We next analyze whether the trial court erred in its determination that St. Mary did not carry its burden of proving that the residence was vacant in light of the policy definition and the facts presented at trial. On the question of what constitutes sufficient personal property to operate a building as a residence, Belgrade v. National American Ins. Co. (1962) 204 Cal.App.2d 44 [22 Cal. Rptr. 21] is instructive. Under the policy there, loss caused by certain perils was not covered if the property was vacant more than thirty days preceding the loss, and “‘[a] building intended for residence by human beings shall be deemed to be vacant within the meaning of this policy unless such building contains the furnishings ordinarily contained therein to enable the use of said building for the purpose for which it is adapted ... ."' (Id. at pp. 45-46.) The loss occurred in a two-story, 10-room house listed for sale. (Id. at p. 46.) The house contained a chaise lounge, two mattresses on the floor, sheets, pillow cases and pillows, six blankets, two suits, shirts, underwear, bath towels, hand towels, toiletries, toothbrushes, dental floss, soap, a breakfast room table and four chairs, a kitchen stool, a captain's chair, a folding chair, pots, pans, an electric hot plate, a built-in soda fountain, silverware, plates, cups, glasses, dishes, a radio, a vacuum cleaner, dust mops, brooms, brushes and garden implements. (Ibid.) All utilities and phones were connected, and the owners were in the home as early as 8:00 a.m. and left as late as midnight. (Ibid.) The trial court found that the premises were vacant within the policy's meaning because "'the dwelling ... did not contain furnishings ordinarily contained in such a building to enable the use of said building ...' ... as a place of "'residence by human beings.’” (Id. at p. 47.) The appellate court affirmed, stating, "In view of the evidence ... of how sparsely the house was furnished, it is obvious that the record amply supports such determination of the trial court." (Ibid.)

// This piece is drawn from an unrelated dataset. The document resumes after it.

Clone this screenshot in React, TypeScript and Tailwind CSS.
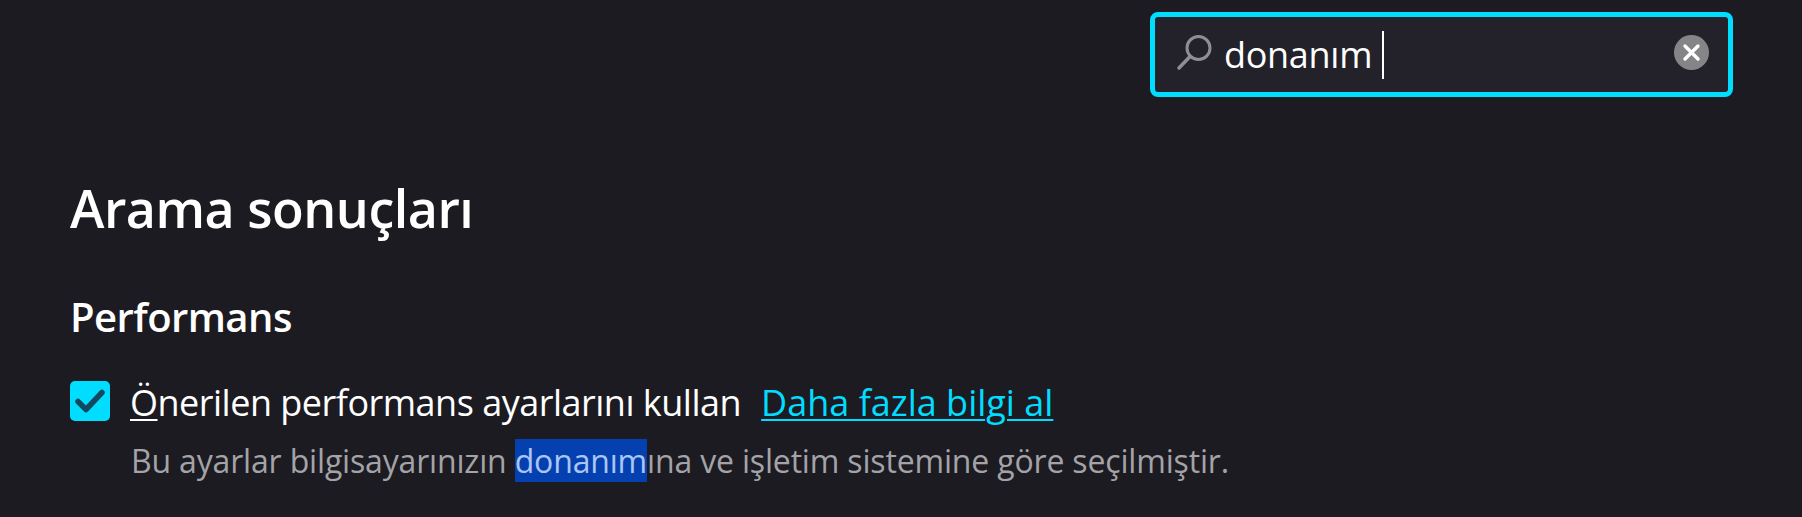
export default function App() {
  return (
    <div className="h-[517px] w-[1802px] overflow-hidden bg-[#1c1b22] pl-[70px] pt-[12px] text-white font-['Open_Sans','Noto_Sans',sans-serif]">
      <div className="flex justify-end pr-[69px]">
        <div className="flex h-[85px] w-[583px] items-center rounded-[8px] border-[5px] border-[#00ddff] bg-[#23222b] pl-[21px] pr-[19px]">
          <svg width="38" height="38" viewBox="0 0 38 38" fill="none" className="mb-[5px] shrink-0">
            <circle cx="22.5" cy="15" r="11.5" stroke="#8f8f93" strokeWidth="3" />
            <path d="M14 23.5 L3 35" stroke="#8f8f93" strokeWidth="3.5" strokeLinecap="round" />
          </svg>
          <span className="ml-[10px] text-[36px] leading-none tracking-[-0.3px]">donanım</span>
          <span className="ml-[10px] h-[48px] w-[2px] bg-white" />
          <span className="mb-[4px] ml-auto flex h-[35px] w-[35px] items-center justify-center rounded-full bg-[#858588]">
            <svg width="19" height="19" viewBox="0 0 19 19" fill="none">
              <path d="M3 3 L16 16 M16 3 L3 16" stroke="#fff" strokeWidth="3.4" strokeLinecap="round" />
            </svg>
          </span>
        </div>
      </div>
      <h1 className="mt-[77px] text-[52px] font-semibold leading-[68px] tracking-[-0.5px]">Arama sonuçları</h1>
      <h2 className="mt-[51px] text-[40px] font-semibold leading-[48px] tracking-[-0.55px]">Performans</h2>
      <div className="mt-[35px] flex items-center">
        <span className="flex h-[40px] w-[40px] items-center justify-center rounded-[5px] bg-[#00ddff]">
          <svg width="30" height="26" viewBox="0 0 30 26" fill="none">
            <path d="M3 13.5 L11 21.5 L27 4.5" stroke="#124860" strokeWidth="5.5" strokeLinecap="round" strokeLinejoin="round" />
          </svg>
        </span>
        <span className="ml-[20px] pt-[4px] text-[36px] leading-[46px] tracking-[-0.5px]"><span className="underline decoration-2 underline-offset-[3px]">Ö</span>nerilen performans ayarlarını kullan</span>
        <a className="ml-[20px] pt-[4px] text-[36px] leading-[46px] text-[#00ddff] underline decoration-2 underline-offset-[3px]">Daha fazla bilgi al</a>
      </div>
      <p className="mt-[13px] pl-[61px] text-[32px] leading-[44px] tracking-[-0.17px] text-[#a3a3a8]">
        Bu ayarlar bilgisayarınızın <mark className="bg-[#0540b0] text-[#a9c6f5]">donanım</mark>ına ve işletim sistemine göre seçilmiştir.
      </p>
    </div>
  );
}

On the undisputed evidence presented at trial, the residence here did not contain enough personal property to operate as a residence for the Coptic Pope in the western United States and for visiting clergy. With the exception of a single chair, the multiple-room residence was entirely unfurnished. There were some appliances, an HVAC system, some window treatments, a plant, and toilet paper, but these limited items were not sufficient to operate the building as a residence even for those who would only stay there temporarily. (Cf. Hehemann v. Michigan Millers Mutual Ins. Co. (Fla.Dist.Ct.App. 1970) 240 So.2d 851. 853¬854 [concluding as a matter of law that a house with only drapes and built-in kitchen appliances was vacant under a homeowner's policy that did not define the term]; American Mutual Fire Ins. Co. v. Durrence (11th Cir. 1989) 872 F.2d 378, 378-379 [home that was empty except for a refrigerator, stove, washing machine, and a table "lacked amenities minimally necessary for human habitation" and was vacant as a matter of law under a home insurance policy that did not define the term].)

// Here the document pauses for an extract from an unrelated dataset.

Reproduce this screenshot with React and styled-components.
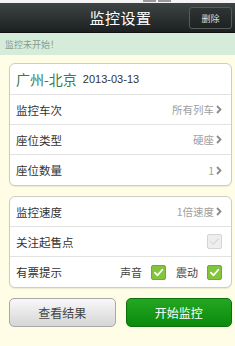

Regarding the 58th, 59th, and 60th days before the loss, while St. Mary did not produce direct evidence of the residence's condition during these days or testimony from the seller regarding his or her customary use of the property, the evidence compels a finding that it was more likely than not the residence was customarily used as a residence, and it was vacant—in other words, it did not contain enough personal property to operate as a residence—during those three days. (Masellis v. Law Office of Leslie F. Jensen (2020) 50 Cal.App.5th 1077, 1093 [264 Cal. Rptr. 3d 621] [the preponderance of the evidence standard requires proof that something is "'more likely than not’”].) Uncontradicted evidence established that the building was a residence. The residence had been up for sale before Tadros visited it in early April 2015. Tadros testified that during his visit, the residence was empty of furniture and it would have been apparent to someone looking in the windows that no one lived there.
The Court of Appeal also held that the vacancy exclusion was sufficiently conspicuous in the policy. Lastly, the Court of Appeal rejected SBC’s argument that St. Mary had not been damaged due to the loan receipt agreement with Philadelphia.